Let’s compare the bottom and top 30 zip codes in terms of total income. We’ll create a stacked bar chart showing these zip codes and how the gross income classes make up the total income.
by_zip_income_asc <- by_zip_raw[order(by_zip_raw$income),]
by_zip_income_desc <- by_zip_raw[order(-by_zip_raw$income),]
target_zips <- c(
as.character(head(by_zip_income_asc$zip, 30)),
as.character(head(by_zip_income_desc$zip, 30)))
by_zip_excerpt <- irs2014[irs2014$zip %in% target_zips,]
by_zip_excerpt$incomeFactor <- factor(
by_zip_excerpt$incomeFactor,
levels=unique(by_zip_excerpt$incomeFactor))
# Change the levels for the zip column to order by income
by_zip_excerpt$zip <- factor(by_zip_excerpt$zip, levels = target_zips)
ggplot(by_zip_excerpt,
aes(x = zip, weight = income, fill=incomeFactor)) +
geom_bar() +
theme(axis.text.x = element_text(angle=45, hjust=1)) +
scale_y_continuous(trans = "log10")
We can see that the bottom zip codes are missing gross income classes “$100,000 under $200,000” and “$200,000 or more”. Note zip code 16802, State College, which is made up mostly of the lowest two gross income categories.
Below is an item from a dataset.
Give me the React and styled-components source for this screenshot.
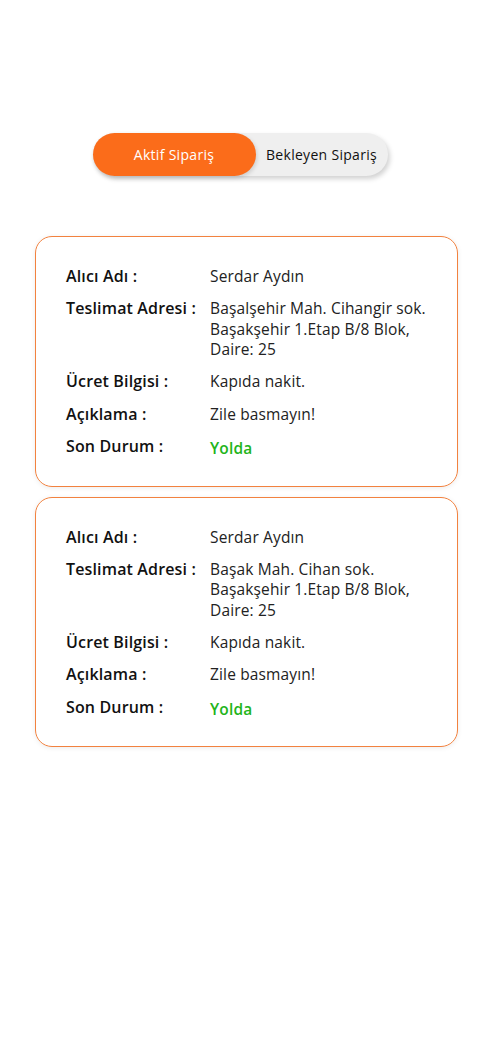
import styled, { createGlobalStyle } from 'styled-components';

const GlobalStyle = createGlobalStyle`
    body {
        margin: 0;
        background: #ffffff;
        font-family: 'Open Sans', 'Noto Sans', sans-serif;
        color: #111111;
    }
`;

const Page = styled.div`
    padding: 133px 22px 40px 35px;
    display: flex;
    flex-direction: column;
`;

const Toggle = styled.div`
    align-self: center;
    margin-left: -13px;
    width: 295px;
    height: 43px;
    display: flex;
    align-items: stretch;
    background: #efefef;
    border-radius: 22px;
    box-shadow: 2px 3px 5px rgba(0, 0, 0, 0.18);
`;

const Tab = styled.button`
    border: none;
    padding: 0;
    font-family: inherit;
    font-size: 14px;
    letter-spacing: 0.3px;
    cursor: pointer;
    border-radius: 22px;
    background: ${(p) => (p.$active ? '#fb6c1a' : 'transparent')};
    color: ${(p) => (p.$active ? '#ffffff' : '#111111')};
    width: ${(p) => (p.$active ? '163px' : 'auto')};
    flex: ${(p) => (p.$active ? 'none' : '1')};
    box-shadow: ${(p) => (p.$active ? '1px 2px 4px rgba(0,0,0,0.15)' : 'none')};
`;

const List = styled.div`
    margin-top: 60px;
    display: flex;
    flex-direction: column;
    gap: 10px;
`;

const Card = styled.div`
    border: 1.6px solid #f2823f;
    border-radius: 17px;
    padding: 29px 20px 27px 30px;
    box-shadow: 0 1px 5px rgba(0, 0, 0, 0.08);
    display: grid;
    grid-template-columns: 144px 1fr;
    row-gap: 11.4px;
`;

const Label = styled.div`
    font-size: 16px;
    font-weight: 600;
    line-height: 21px;
    letter-spacing: 0.15px;
    color: #111111;
`;

const Value = styled.div`
    font-size: 15.5px;
    line-height: 20.5px;
    letter-spacing: 0.15px;
    color: ${(p) => (p.$status ? '#22b41a' : '#222222')};
    font-weight: ${(p) => (p.$status ? 600 : 400)};
    margin-top: ${(p) => (p.$status ? '2px' : '0')};
`;

const orders = [
    {
        address: ['Başalşehir Mah. Cihangir sok.', 'Başakşehir 1.Etap B/8 Blok,', 'Daire: 25'],
    },
    {
        address: ['Başak Mah. Cihan sok.', 'Başakşehir 1.Etap B/8 Blok,', 'Daire: 25'],
    },
];

const App = () => {
    return (
        <Page>
            <GlobalStyle />
            <Toggle>
                <Tab $active>Aktif Sipariş</Tab>
                <Tab>Bekleyen Sipariş</Tab>
            </Toggle>
            <List>
                {orders.map((o, i) => (
                    <Card key={i}>
                        <Label>Alıcı Adı :</Label>
                        <Value>Serdar Aydın</Value>
                        <Label>Teslimat Adresi :</Label>
                        <Value>
                            {o.address.map((line) => (
                                <div key={line}>{line}</div>
                            ))}
                        </Value>
                        <Label>Ücret Bilgisi :</Label>
                        <Value>Kapıda nakit.</Value>
                        <Label>Açıklama :</Label>
                        <Value>Zile basmayın!</Value>
                        <Label>Son Durum :</Label>
                        <Value $status>Yolda</Value>
                    </Card>
                ))}
            </List>
        </Page>
    );
};

export default App;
Another notable area is Gladwyne (19035). We can see that the size of largest income class, “$200,000 or more” is among the largest across all zip codes, and that each other class is smaller than the other zip codes. We can make this relationship clearer if we use a regular, instead of logarithmic scale, for the y axis.
We can focus on the gross income class “$200,000” to find more affluent areas.
high_income <- irs2014[irs2014$incomeFactor == "$200,000 or more",]
high_income <- high_income[order(-high_income$income),]
high_income <- high_income[high_income$income > 0,]
rownames(high_income) <- NULL
high_income$order <- rownames(high_income)
high_income_excerpt <- head(high_income, 50)
high_income_excerpt$zip <- factor(
high_income_excerpt$zip, levels=high_income_excerpt$zip)
ggplot(high_income_excerpt,
aes(x = zip, weight=income)) +
geom_bar() +
theme(axis.text.x = element_text(angle=45, hjust=1))
We can see that the largest total income areas are Wayne (19807), Rittenhouse Square (19103), and Bryn Mawr (19010).
Conclusion
In this post, we cleaned up IRS Tax Return data in an Excel Spreadsheet. We
aggregated results on various dimensions, and evaluated the results using
different ggplot2
visualizations. ggplot2
is a rich visualization library
for r
that has great possibilities for customization.